JAKARTA, Suara Muhammadiyah-Menteri Koordinator Bidang Pembangunan Manusia dan Kebudayaan, Puan Maharani membuka Rembug Nasional yang diadakan oleh Gerakan Suluh Kebangsaan, di Jakrta, pada Rabu, 27 Februari 2019. Turut hadir sebagai pembicara dalam forum bertema ‘Api Islam Untuk Peradaban Indonesia Masa Depan’ ini adalah Ketua Umum PP Muhammadiyah Haedar Nashir, Mustasyar PBNU Masykuri Abdillah, Ketua Syarikat Islam Hamdan Zoelva, dan Wakil ketua Umum PP Persis Jeje Zaenudi.

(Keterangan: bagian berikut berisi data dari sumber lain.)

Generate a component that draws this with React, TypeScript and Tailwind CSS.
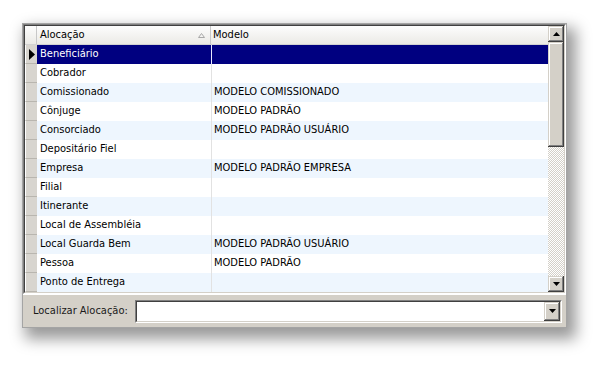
const rows: [string, string][] = [
  ["Beneficiário", ""],
  ["Cobrador", ""],
  ["Comissionado", "MODELO COMISSIONADO"],
  ["Cônjuge", "MODELO PADRÃO"],
  ["Consorciado", "MODELO PADRÃO USUÁRIO"],
  ["Depositário Fiel", ""],
  ["Empresa", "MODELO PADRÃO EMPRESA"],
  ["Filial", ""],
  ["Itinerante", ""],
  ["Local de Assembléia", ""],
  ["Local Guarda Bem", "MODELO PADRÃO USUÁRIO"],
  ["Pessoa", "MODELO PADRÃO"],
  ["Ponto de Entrega", ""],
];

function Arrow({ up }: { up?: boolean }) {
  return (
    <svg width="7" height="4" viewBox="0 0 7 4">
      <polygon points={up ? "3.5,0 7,4 0,4" : "0,0 7,0 3.5,4"} fill="#000" />
    </svg>
  );
}

function ScrollButton({ up }: { up?: boolean }) {
  return (
    <div className="flex h-[16px] w-[16px] items-center justify-center bg-[#d4d0c8] shadow-[inset_-1px_-1px_#404040,inset_1px_1px_#d4d0c8,inset_-2px_-2px_#808080,inset_2px_2px_#fff]">
      <Arrow up={up} />
    </div>
  );
}

export default function App() {
  return (
    <div className="h-[371px] w-[611px] bg-white pl-[22px] pt-[23px] font-['DejaVu_Sans_Condensed','DejaVu_Sans',sans-serif] text-[11px] text-black">
      <div className="flex h-[305px] w-[545px] flex-col border border-[#a4a4a4] bg-[#d4d0c8] shadow-[6px_8px_14px_3px_rgba(0,0,0,0.4)]">
        {/* grid */}
        <div className="h-[270px] border border-t-[#808080] border-l-[#808080] border-r-white border-b-white">
          <div className="flex h-full border border-t-[#404040] border-l-[#404040] border-r-[#d4d0c8] border-b-[#d4d0c8] bg-white">
            <div className="flex flex-1 flex-col">
              {/* header */}
              <div className="flex h-[19px] border-b border-[#d2d2d2] bg-gradient-to-b from-[#fdfdfd] to-[#ebeae6]">
                <div className="w-[12px] border-r border-[#c8c8c8]" />
                <div className="flex w-[174px] items-center justify-between border-r border-[#c8c8c8] pl-[3px] pr-[5px]">
                  <span>Alocação</span>
                  <svg width="7" height="5" viewBox="0 0 7 5">
                    <polygon points="3.5,0.5 6.5,4.5 0.5,4.5" fill="none" stroke="#a8a8a8" strokeWidth="1" />
                  </svg>
                </div>
                <div className="flex flex-1 items-center pl-[2px]">Modelo</div>
              </div>
              {rows.map(([a, m], i) => {
                const sel = i === 0;
                const bg = sel ? "bg-[#000080] text-white" : i % 2 === 0 ? "bg-[#eef6fe]" : "bg-white";
                return (
                  <div key={a} className="flex h-[19px]">
                    <div className="flex w-[12px] items-center justify-center border-b border-l border-b-[#b9b6af] border-l-white bg-[#d8d5cf]">
                      {sel && (
                        <svg width="6" height="11" viewBox="0 0 6 11">
                          <polygon points="0,0 6,5.5 0,11" fill="#000" />
                        </svg>
                      )}
                    </div>
                    <div className={`flex w-[174px] items-center pl-[3px] ${bg}`}>{a}</div>
                    <div
                      className={`flex flex-1 items-center border-l pl-[2px] ${bg} ${sel ? "border-[#e8e8ff]" : "border-[#e2e2e2]"}`}
                    >
                      {m}
                    </div>
                  </div>
                );
              })}
            </div>
            {/* scrollbar */}
            <div className="flex w-[16px] flex-col bg-[repeating-conic-gradient(#d4d0c8_0_25%,#fff_0_50%)] bg-[length:2px_2px]">
              <ScrollButton up />
              <div className="h-[105px] bg-[#d4d0c8] shadow-[inset_-1px_-1px_#404040,inset_1px_1px_#d4d0c8,inset_-2px_-2px_#808080,inset_2px_2px_#fff]" />
              <div className="flex-1" />
              <ScrollButton />
            </div>
          </div>
        </div>
        {/* search panel */}
        <div className="flex flex-1 items-center border-t border-white pl-[10px] pr-[4px]">
          <span className="mr-[7px] text-[#1a1a1a]">Localizar Alocação:</span>
          <div className="flex h-[23px] flex-1 border border-t-[#808080] border-l-[#808080] border-r-white border-b-white">
            <div className="flex flex-1 justify-end border border-t-[#404040] border-l-[#404040] border-r-[#d4d0c8] border-b-[#d4d0c8] bg-white">
              <div className="flex h-[19px] w-[16px] items-center justify-center bg-[#d4d0c8] shadow-[inset_-1px_-1px_#404040,inset_1px_1px_#d4d0c8,inset_-2px_-2px_#808080,inset_2px_2px_#fff]">
                <Arrow />
              </div>
            </div>
          </div>
        </div>
      </div>
    </div>
  );
}
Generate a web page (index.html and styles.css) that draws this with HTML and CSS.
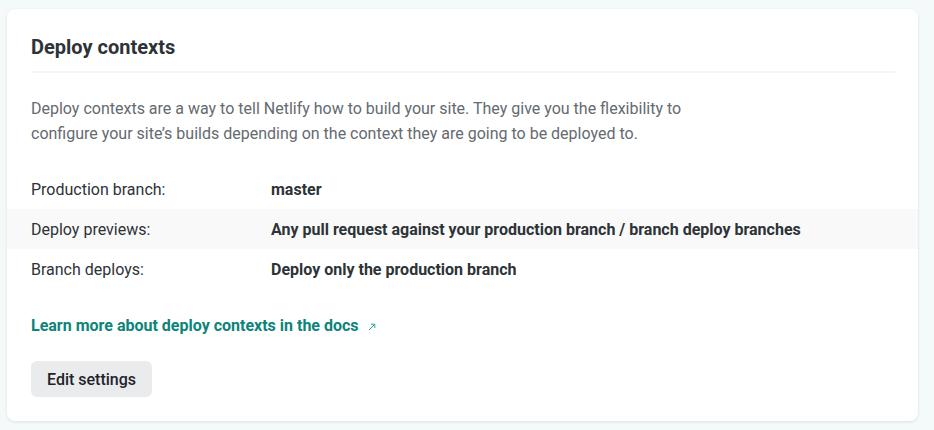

Dalam forum itu, Puan Maharani memaparkan tentang keislaman Presiden Sukarno. Puan mengatakan, Sukarno berpandangan bahwa Islam adalah agama yang mendorong kemajuan umat dan bangsa. Pandangan ini sejalan dengan cita-cita Muhammadiyah yang mengusung gagasan Islam Berkemajuan.

“Bagi Bung Karno, Islam adalah agama yang mendorong kemajuan bagi umat manusia dan semua bangsa. Selama ini tidak banyak yang memahami konstruksi pemikiran dari kenegaraan Bung Karno justru dibentuk oleh pemikiran Islam. Bahkan tidak berlebihan, saya mengatakan kurang lebih 25 tahun dari tahun 1916-1942, Bung Karno telah bersentuhan belajar dan mendalami Islam,” tutur Puan.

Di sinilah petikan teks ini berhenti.